**The problem**
Retype the whole listing, please, keeping every line exact and dropping the pictures.

_ _ _ _ _ _ _

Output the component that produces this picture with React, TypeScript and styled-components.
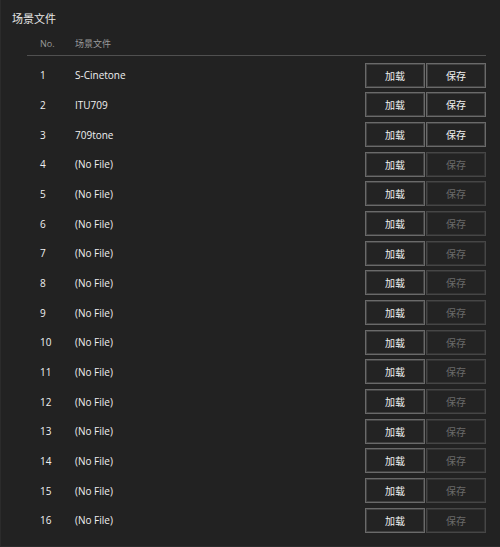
import React from "react";
import styled, { createGlobalStyle } from "styled-components";

const GlobalStyle = createGlobalStyle`
  html, body {
    margin: 0;
    padding: 0;
    background: #222222;
  }
  body {
    font-family: "Open Sans", "Noto Sans CJK SC", sans-serif;
    -webkit-font-smoothing: antialiased;
  }
`;

const Page = styled.div`
  width: 500px;
  height: 547px;
  box-sizing: border-box;
  padding: 11px 14px 0 11px;
  background: #222222;
  border-left: 1px solid #2b2b2b;
  border-bottom: 1px solid #2b2b2b;
  overflow: hidden;
`;

const Title = styled.div`
  font-family: "Noto Sans CJK SC", sans-serif;
  font-size: 11px;
  line-height: 14px;
  color: #e6e6e6;
`;

const Table = styled.div`
  margin: 6px 0 0 15px;
`;

const HeaderRow = styled.div`
  display: flex;
  align-items: center;
  height: 24px;
  border-bottom: 1px solid #505050;
  color: #9a9a9a;
  font-size: 9px;
`;

const Body = styled.div`
  padding-top: 4.5px;
`;

const Row = styled.div`
  display: flex;
  align-items: center;
  height: 29.67px;
  color: #f0f0f0;
  font-size: 10px;
`;

const NoCell = styled.div`
  width: 35px;
  padding-left: 13px;
  box-sizing: content-box;
  flex: none;
`;

const NameCell = styled.div<{ $cjk?: boolean }>`
  flex: 1;
  font-family: ${(p) => (p.$cjk ? `"Noto Sans CJK SC", sans-serif` : `"Open Sans", "Noto Sans CJK SC", sans-serif`)};
`;

const Buttons = styled.div`
  display: flex;
  gap: 1px;
`;

const Button = styled.button<{ $disabled?: boolean }>`
  width: 60px;
  height: 25px;
  box-sizing: border-box;
  padding: 0;
  background: #232323;
  border: 1px solid ${(p) => (p.$disabled ? "#464646" : "#6a6a6a")};
  box-shadow: inset 0 0 0 1px ${(p) => (p.$disabled ? "#333333" : "#414141")};
  color: ${(p) => (p.$disabled ? "#6a6a6a" : "#f0f0f0")};
  font-family: "Noto Sans CJK SC", sans-serif;
  font-size: 10px;
  cursor: ${(p) => (p.$disabled ? "default" : "pointer")};
`;

const files = ["S-Cinetone", "ITU709", "709tone"];

export default function App() {
  const rows = Array.from({ length: 16 }, (_, i) => ({
    no: i + 1,
    name: files[i] ?? "(No File)",
    saved: i < files.length,
  }));

  return (
    <>
      <GlobalStyle />
      <Page>
        <Title>场景文件</Title>
        <Table>
          <HeaderRow>
            <NoCell>No.</NoCell>
            <NameCell $cjk>场景文件</NameCell>
          </HeaderRow>
          <Body>
            {rows.map((r) => (
              <Row key={r.no}>
                <NoCell>{r.no}</NoCell>
                <NameCell>{r.name}</NameCell>
                <Buttons>
                  <Button>加载</Button>
                  <Button $disabled={!r.saved}>保存</Button>
                </Buttons>
              </Row>
            ))}
          </Body>
        </Table>
      </Page>
    </>
  );
}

_ _ _ _ _ _ _

**Final result**
Output the component that produces this picture with React, TypeScript and styled-components.
import React from "react";
import styled, { createGlobalStyle } from "styled-components";

const GlobalStyle = createGlobalStyle`
  html, body {
    margin: 0;
    padding: 0;
    background: #222222;
  }
  body {
    font-family: "Open Sans", "Noto Sans CJK SC", sans-serif;
    -webkit-font-smoothing: antialiased;
  }
`;

const Page = styled.div`
  width: 500px;
  height: 547px;
  box-sizing: border-box;
  padding: 11px 14px 0 11px;
  background: #222222;
  border-left: 1px solid #2b2b2b;
  border-bottom: 1px solid #2b2b2b;
  overflow: hidden;
`;

const Title = styled.div`
  font-family: "Noto Sans CJK SC", sans-serif;
  font-size: 11px;
  line-height: 14px;
  color: #e6e6e6;
`;

const Table = styled.div`
  margin: 6px 0 0 15px;
`;

const HeaderRow = styled.div`
  display: flex;
  align-items: center;
  height: 24px;
  border-bottom: 1px solid #505050;
  color: #9a9a9a;
  font-size: 9px;
`;

const Body = styled.div`
  padding-top: 4.5px;
`;

const Row = styled.div`
  display: flex;
  align-items: center;
  height: 29.67px;
  color: #f0f0f0;
  font-size: 10px;
`;

const NoCell = styled.div`
  width: 35px;
  padding-left: 13px;
  box-sizing: content-box;
  flex: none;
`;

const NameCell = styled.div<{ $cjk?: boolean }>`
  flex: 1;
  font-family: ${(p) => (p.$cjk ? `"Noto Sans CJK SC", sans-serif` : `"Open Sans", "Noto Sans CJK SC", sans-serif`)};
`;

const Buttons = styled.div`
  display: flex;
  gap: 1px;
`;

const Button = styled.button<{ $disabled?: boolean }>`
  width: 60px;
  height: 25px;
  box-sizing: border-box;
  padding: 0;
  background: #232323;
  border: 1px solid ${(p) => (p.$disabled ? "#464646" : "#6a6a6a")};
  box-shadow: inset 0 0 0 1px ${(p) => (p.$disabled ? "#333333" : "#414141")};
  color: ${(p) => (p.$disabled ? "#6a6a6a" : "#f0f0f0")};
  font-family: "Noto Sans CJK SC", sans-serif;
  font-size: 10px;
  cursor: ${(p) => (p.$disabled ? "default" : "pointer")};
`;

const files = ["S-Cinetone", "ITU709", "709tone"];

export default function App() {
  const rows = Array.from({ length: 16 }, (_, i) => ({
    no: i + 1,
    name: files[i] ?? "(No File)",
    saved: i < files.length,
  }));

  return (
    <>
      <GlobalStyle />
      <Page>
        <Title>场景文件</Title>
        <Table>
          <HeaderRow>
            <NoCell>No.</NoCell>
            <NameCell $cjk>场景文件</NameCell>
          </HeaderRow>
          <Body>
            {rows.map((r) => (
              <Row key={r.no}>
                <NoCell>{r.no}</NoCell>
                <NameCell>{r.name}</NameCell>
                <Buttons>
                  <Button>加载</Button>
                  <Button $disabled={!r.saved}>保存</Button>
                </Buttons>
              </Row>
            ))}
          </Body>
        </Table>
      </Page>
    </>
  );
}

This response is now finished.